LECTOURE, a town of south-western France, capital of an arrondissement in the department of Gers, 21 m. N. of Auch on the Southern railway between that city and Agen. Pop. (1906), town, 2426; commune, 4310. It stands on the right bank of the Gers, overlooking the river from the summit of a steep plateau. The church of St Gervais and St Protais was once a cathedral. The massive tower which flanks it on the north belongs to the 15th century; the rest of the church dates from the 13th, 15th, 16th and 17th centuries. The hôtel de ville, the sous-préfecture and the museum occupy the palace of the former bishops, which was once the property of Marshal Jean Lannes, a native of the town. A recess in the wall of an old house contains the Fontaine de Houndélie, a spring sheltered by a double archway of the 13th century.
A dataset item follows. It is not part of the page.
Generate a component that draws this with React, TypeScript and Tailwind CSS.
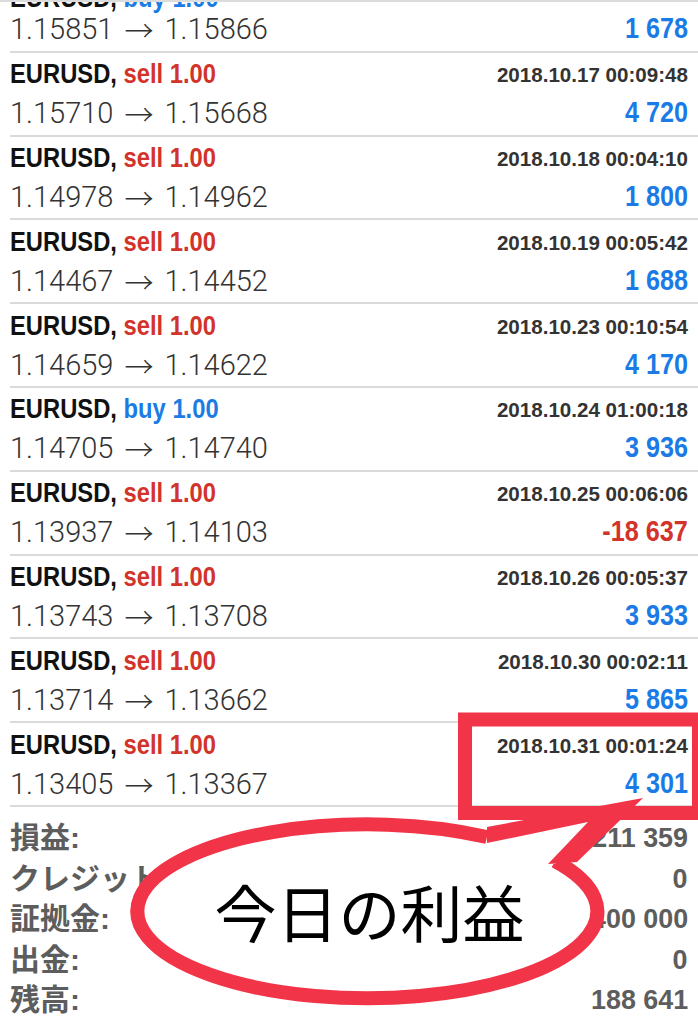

At the bottom of the hill a church of the 16th century marks the site of the monastery of St Gény. Lectoure has a tribunal of first instance and a communal college. Its industries include distilling, the manufacture of wooden shoes and biscuits, and market gardening; it has trade in grain, cattle, wine and brandy.

Lectoure, capital of the Iberian tribe of the Lactorates and for a short time of Novempopulania, became the seat of a bishopric in the 4th century. In the 11th century the counts of Lomagne made it their capital, and on the union of Lomagne with Armagnac, in 1325, it became the capital of the counts of Armagnac. In 1473 Cardinal Jean de Jouffroy besieged the town on behalf of Louis XI. and after its fall put the whole population to the sword. In 1562 it again suffered severely at the hands of the Catholics under Blaise de Montluc.
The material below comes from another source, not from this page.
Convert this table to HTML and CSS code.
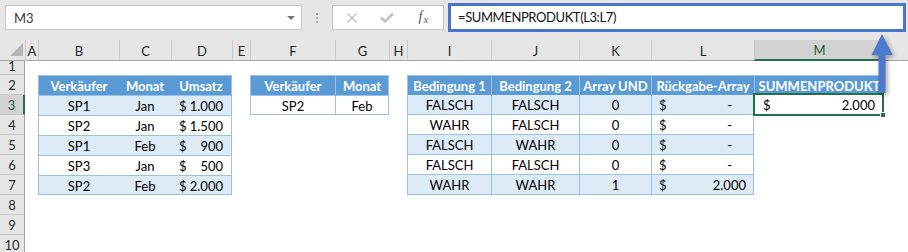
FILE: index.html
```html
<!DOCTYPE html>
<html lang="de">
<head>
<meta charset="utf-8">
<title>SUMMENPRODUKT</title>
<link rel="stylesheet" href="styles.css">
</head>
<body>
<div class="app">
  <div class="topbar">
    <div class="namebox"><span>M3</span><span class="dd"></span></div>
    <div class="dots"><i></i><i></i><i></i></div>
    <div class="fbtns">
      <span class="slot s1"><svg width="12" height="10" viewBox="0 0 12 10"><path d="M1.5 0.5 L10.5 9.5 M10.5 0.5 L1.5 9.5" stroke="#c4c4c4" stroke-width="1.6" fill="none"/></svg></span>
      <span class="slot s2"><svg width="14" height="11" viewBox="0 0 14 11"><path d="M1 5.5 L5 9.5 L13 1.5" stroke="#c4c4c4" stroke-width="2.6" fill="none"/></svg></span>
      <span class="slot s3 fx">f<span class="fxx">x</span></span>
    </div>
    <div class="formula">=SUMMENPRODUKT(L3:L7)</div>
  </div>

  <div class="sheet">
    <div class="ch corner"><span class="tri"></span></div>
    <div class="ch">A</div>
    <div class="ch">B</div>
    <div class="ch">C</div>
    <div class="ch">D</div>
    <div class="ch">E</div>
    <div class="ch">F</div>
    <div class="ch">G</div>
    <div class="ch">H</div>
    <div class="ch">I</div>
    <div class="ch">J</div>
    <div class="ch">K</div>
    <div class="ch">L</div>
    <div class="ch sel">M</div>
    <div class="ch rest"></div>

    <div class="rowheads">
      <div class="rh r1">1</div>
      <div class="rh">2</div>
      <div class="rh sel">3</div>
      <div class="rh">4</div>
      <div class="rh">5</div>
      <div class="rh">6</div>
      <div class="rh">7</div>
      <div class="rh">8</div>
      <div class="rh">9</div>
      <div class="rh">10</div>
    </div>

    <div class="t1">
      <div class="th">Verkäufer</div><div class="th">Monat</div><div class="th">Umsatz</div>
      <div class="td band">SP1</div><div class="td band">Jan</div><div class="td band acc"><span>$</span><span>1.000</span></div>
      <div class="td">SP2</div><div class="td">Jan</div><div class="td acc"><span>$</span><span>1.500</span></div>
      <div class="td band">SP1</div><div class="td band">Feb</div><div class="td band acc"><span>$</span><span>900</span></div>
      <div class="td">SP3</div><div class="td">Jan</div><div class="td acc"><span>$</span><span>500</span></div>
      <div class="td band">SP2</div><div class="td band">Feb</div><div class="td band acc"><span>$</span><span>2.000</span></div>
    </div>

    <div class="t2">
      <div class="th">Verkäufer</div><div class="th sep">Monat</div>
      <div class="td">SP2</div><div class="td sep">Feb</div>
    </div>

    <div class="t3">
      <div class="th">Bedingung 1</div><div class="th">Bedingung 2</div><div class="th">Array UND</div><div class="th">Rückgabe-Array</div><div class="th">SUMMENPRODUKT</div>

      <div class="td band">FALSCH</div><div class="td band">FALSCH</div><div class="td band">0</div><div class="td band acc last"><span>$</span><span class="dash">-</span></div>
      <div class="m3"><span>$</span><span>2.000</span><i class="handle"></i></div>

      <div class="td">WAHR</div><div class="td">FALSCH</div><div class="td">0</div><div class="td acc last"><span>$</span><span class="dash">-</span></div><div class="empty"></div>

      <div class="td band">FALSCH</div><div class="td band">WAHR</div><div class="td band">0</div><div class="td band acc last"><span>$</span><span class="dash">-</span></div><div class="empty"></div>

      <div class="td">FALSCH</div><div class="td">FALSCH</div><div class="td">0</div><div class="td acc last"><span>$</span><span class="dash">-</span></div><div class="empty"></div>

      <div class="td band">WAHR</div><div class="td band">WAHR</div><div class="td band">1</div><div class="td band acc last"><span>$</span><span>2.000</span></div><div class="empty"></div>
    </div>
  </div>

  <svg class="arrow" width="40" height="80" viewBox="0 0 40 80">
    <path d="M16 4 L26.5 25 L19.5 25 L19.5 63 L12.5 63 L12.5 25 L5.5 25 Z" fill="#4a7bce"/>
  </svg>
</div>
</body>
</html>
```

FILE: styles.css
```css
* {
  box-sizing: border-box;
  margin: 0;
  padding: 0;
}

body {
  margin: 0;
  background: #ffffff;
  font-family: Lato, "Open Sans", sans-serif;
}

.app {
  position: relative;
  width: 908px;
  height: 252px;
  overflow: hidden;
  background: #ffffff;
}

/* ---------- formula bar ---------- */
.topbar {
  height: 40px;
  background: #e6e6e6;
  display: flex;
  align-items: flex-start;
  padding: 5px 0 0 5px;
}

.namebox {
  width: 297px;
  height: 25px;
  background: #ffffff;
  border: 1px solid #c6c6c6;
  display: flex;
  align-items: center;
  justify-content: space-between;
  padding: 0 6px 0 8px;
  font-size: 13px;
  color: #3a3a3a;
}

.dd {
  width: 0;
  height: 0;
  border-left: 4px solid transparent;
  border-right: 4px solid transparent;
  border-top: 4px solid #777777;
}

.dots {
  width: 30px;
  display: flex;
  flex-direction: column;
  align-items: center;
  gap: 2px;
  padding-top: 8px;
}

.dots i {
  display: block;
  width: 2px;
  height: 2px;
  background: #a8a8a8;
}

.fbtns {
  width: 112px;
  height: 25px;
  background: #ffffff;
  border: 1px solid #c6c6c6;
  display: flex;
  align-items: center;
}

.slot {
  display: flex;
  align-items: center;
  justify-content: center;
  height: 100%;
}

.s1 { width: 37px; }
.s2 { width: 34px; }
.s3 { width: 39px; }

.fx {
  font-family: "Liberation Serif", "DejaVu Serif", serif;
  font-style: italic;
  font-size: 14px;
  color: #555555;
  padding-bottom: 2px;
}

.fxx {
  font-size: 11px;
  position: relative;
  top: 2px;
  margin-left: 1px;
}

.formula {
  margin-top: -2px;
  margin-left: 4px;
  width: 458px;
  height: 29px;
  border: 3px solid #4775c9;
  background: #ffffff;
  padding-left: 7px;
  font-size: 13px;
  letter-spacing: -0.4px;
  line-height: 22px;
  color: #111111;
}

/* ---------- sheet grid ---------- */
.sheet {
  display: grid;
  grid-template-columns: 25px 13px 81px 52px 61px 18px 85px 54px 18px 84px 88px 72px 103px 130px 1fr;
  grid-template-rows: 21px 14px repeat(9, 20px);
}

.ch {
  background: #e6e6e6;
  border-left: 1px solid #c8c8c8;
  border-bottom: 1px solid #a5a5a5;
  font-size: 13px;
  color: #262626;
  display: flex;
  align-items: center;
  justify-content: center;
  padding-top: 1px;
}

.ch.corner {
  border-left: none;
  position: relative;
}

.tri {
  position: absolute;
  left: 10px;
  top: 3px;
  width: 0;
  height: 0;
  border-left: 13px solid transparent;
  border-bottom: 13px solid #b5b5b5;
}

.ch.sel {
  background: #d2d2d2;
  border-bottom: 2px solid #217346;
  color: #1d5c3a;
}

.ch.rest {
  border-left: none;
}

.rowheads {
  grid-column: 1;
  grid-row: 2 / -1;
  display: flex;
  flex-direction: column;
}

.rh {
  height: 20px;
  flex: none;
  background: #e6e6e6;
  border-bottom: 1px solid #c8c8c8;
  border-right: 1px solid #a5a5a5;
  font-size: 13px;
  color: #262626;
  display: flex;
  align-items: center;
  justify-content: center;
}

.rh.r1 {
  height: 14px;
  align-items: flex-end;
}

.rh.sel {
  background: #d2d2d2;
  border-right: 2px solid #217346;
  color: #1d5c3a;
}

/* ---------- tables ---------- */
.th {
  background: #5b9bd5;
  color: #ffffff;
  font-weight: 700;
  font-size: 13px;
  display: flex;
  align-items: center;
  justify-content: center;
  white-space: nowrap;
  padding-top: 1px;
}

.td {
  font-size: 13px;
  color: #000000;
  display: flex;
  align-items: center;
  justify-content: center;
  background: #ffffff;
  padding-top: 1px;
}

.td.band {
  background: #ddebf7;
}

.acc {
  justify-content: space-between;
  padding-left: 8px;
  padding-right: 8px;
}

.t1 {
  grid-column: 3 / 6;
  grid-row: 3 / 9;
  display: grid;
  grid-template-columns: 80px 52px 60px;
  grid-template-rows: 19px repeat(4, 20px) 19px;
  border: 1px solid #9bc2e6;
  height: 120px;
  overflow: hidden;
}

.t1 .td {
  border-top: 1px solid #9bc2e6;
}

.t2 {
  grid-column: 7 / 9;
  grid-row: 3 / 5;
  display: grid;
  grid-template-columns: 84px 53px;
  grid-template-rows: 19px 20px;
  border: 1px solid #9bc2e6;
  height: 40px;
  overflow: hidden;
}

.t2 .td {
  border-top: 1px solid #9bc2e6;
}

.t2 .sep {
  border-left: 1px solid #9bc2e6;
}

.t3 {
  grid-column: 10 / 15;
  grid-row: 3 / 9;
  display: grid;
  grid-template-columns: 84px 88px 72px 103px 130px;
  grid-template-rows: repeat(6, 20px);
}

.t3 .th {
  border-top: 1px solid #9bc2e6;
  border-left: 1px solid #9bc2e6;
}

.t3 .td {
  border-left: 1px solid #9bc2e6;
  border-bottom: 1px solid #9bc2e6;
}

.t3 .td.last {
  border-right: 1px solid #9bc2e6;
  padding-left: 7px;
  padding-right: 7px;
}

.dash {
  margin-right: 14px;
}

.m3 {
  position: relative;
  margin: -2px 0 -1px -1px;
  border: 2px solid #217346;
  background: #ffffff;
  font-size: 13px;
  display: flex;
  align-items: center;
  justify-content: space-between;
  padding: 1px 7px 0 8px;
  z-index: 2;
}

.handle {
  position: absolute;
  right: -4px;
  bottom: -4px;
  width: 6px;
  height: 6px;
  background: #217346;
  border: 1px solid #ffffff;
}

.empty {
  background: transparent;
}

/* ---------- annotation arrow ---------- */
.arrow {
  position: absolute;
  left: 866px;
  top: 30px;
  filter: drop-shadow(2px 2px 2px rgba(0, 0, 0, 0.35));
  z-index: 5;
}
```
LEDA, in Greek mythology, daughter of Thestius, king of Aetolia, and Eurythemis (her parentage is variously given). She was the wife of Tyndareus and mother of Castor and Pollux, Clytaemnestra and Helen (see [Castor and Pollux]). In another account Nemesis was the mother of Helen (q.v.) whom Leda adopted as her daughter. This led to the identification of Leda and Nemesis. In the usual later form of the story, Leda herself, having been visited by Zeus in the form of a swan, produced two eggs, from one of which came Helen, from the other Castor and Pollux.

See Apollodorus iii. 10; Hyginus, Fab. 77; Homer, Iliad, iii. 426, Od. xi. 298; Euripides, Helena, 17; Isocrates, Helena, 59; Ovid, Heroides, xvii. 55; Horace, Ars poetica, 147; Stasinus in Athenaeus viii. 334 c.; for the representations of Leda and the swan in art, J. A. Overbeck, Kunstmythologie, i., and Atlas to the same; also article in Roscher’s Lexikon der Mythologie.
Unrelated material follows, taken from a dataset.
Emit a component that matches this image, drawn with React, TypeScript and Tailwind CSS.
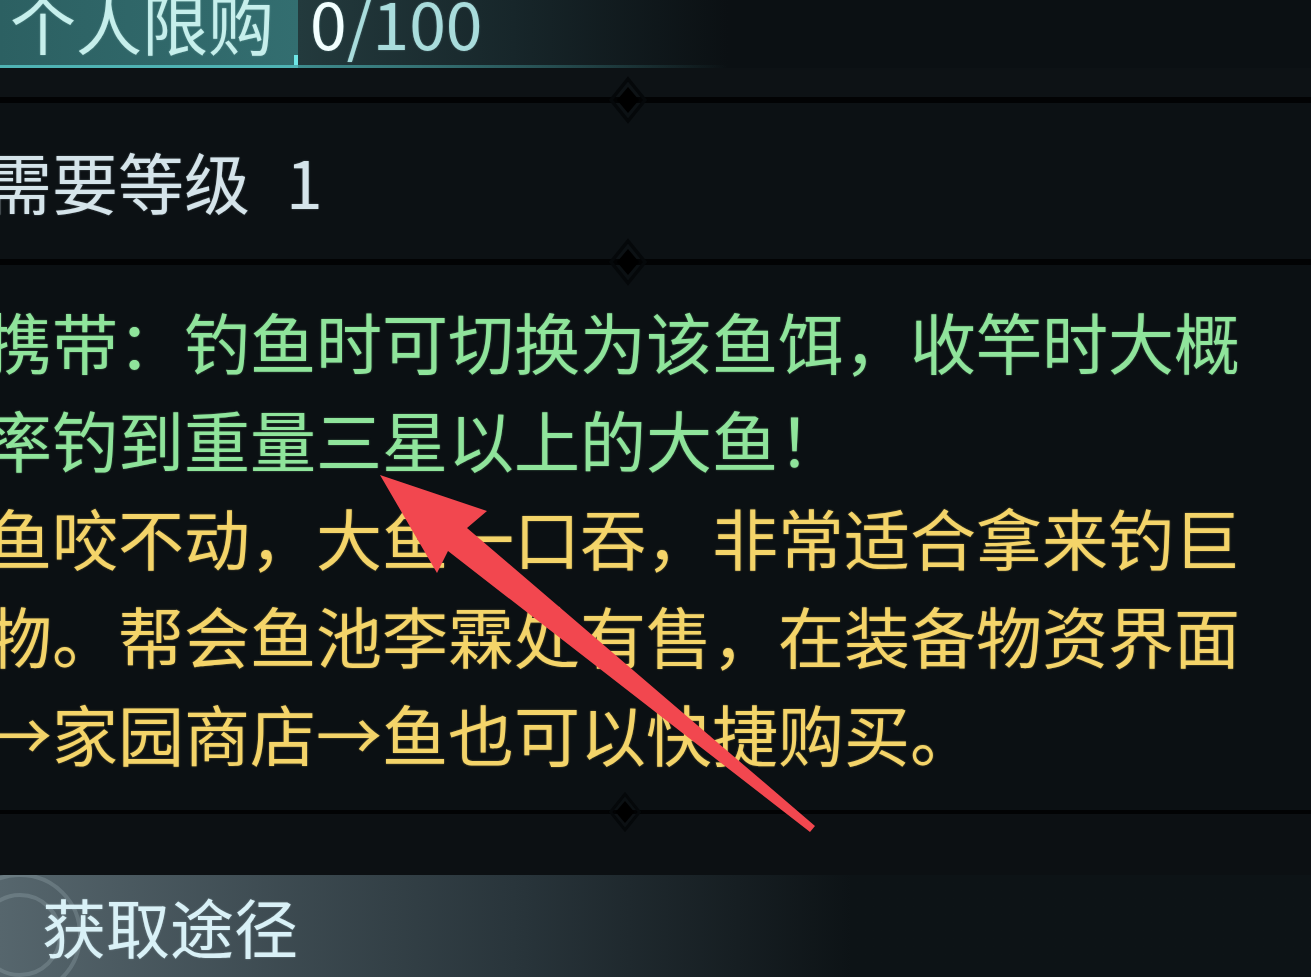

LE DAIM (or Le Dain), OLIVIER (d. 1484), favourite of Louis XI. of France, was born of humble parentage at Thielt near Courtrai in Flanders. Seeking his fortune at Paris, he became court barber and valet to Louis XI., and so ingratiated himself with the king that in 1474 he was ennobled under the title Le Daim and in 1477 made comte de Meulant. In the latter year he was sent to Burgundy to influence the young heiress of Charles the Bold, but he was ridiculed and compelled to leave Ghent. He thereupon seized and held Tournai for the French. Le Daim had considerable talent for intrigue, and, according to his enemies, could always be depended upon to execute the baser designs of the king. He amassed a large fortune, largely by oppression and violence, and was named gentleman-in-waiting, captain of Loches, and governor of Saint-Quentin. He remained in favour until the death of Louis XI., when the rebellious lords were able to avenge the slights and insults they had suffered at the hands of the royal barber. He was arrested on charges, the nature of which is uncertain, tried before the parlement of Paris, and on the 21st of May 1484 hanged at Montfaucon without the knowledge of Charles VIII., who might have heeded his father’s request and spared the favourite. Le Daim’s property was given to the duke of Orleans.

See the memoirs of the time, especially those of Ph. de Commines (ed. Mandrot, 1901-1903, Eng. trans. in Bohn Library); Robt. Gaguin, Compendium de origine et gestis Francorum (Paris, 1586)—it was Gaguin who made the celebrated epigram concerning Le Daim: “Eras judex, lector, et exitium”; De Reiffenberg, Olivier le Dain (Brussels, 1829); Delanone, Le Barbier de Louis XI. (Paris, 1832): G. Picot, “Procès d’Olivier le Dain,” in the Comptes rendus de l’Académie des sciences morales et politiques, viii. (1877), 485-537. The memoirs of the time are uniformly hostile to Le Daim.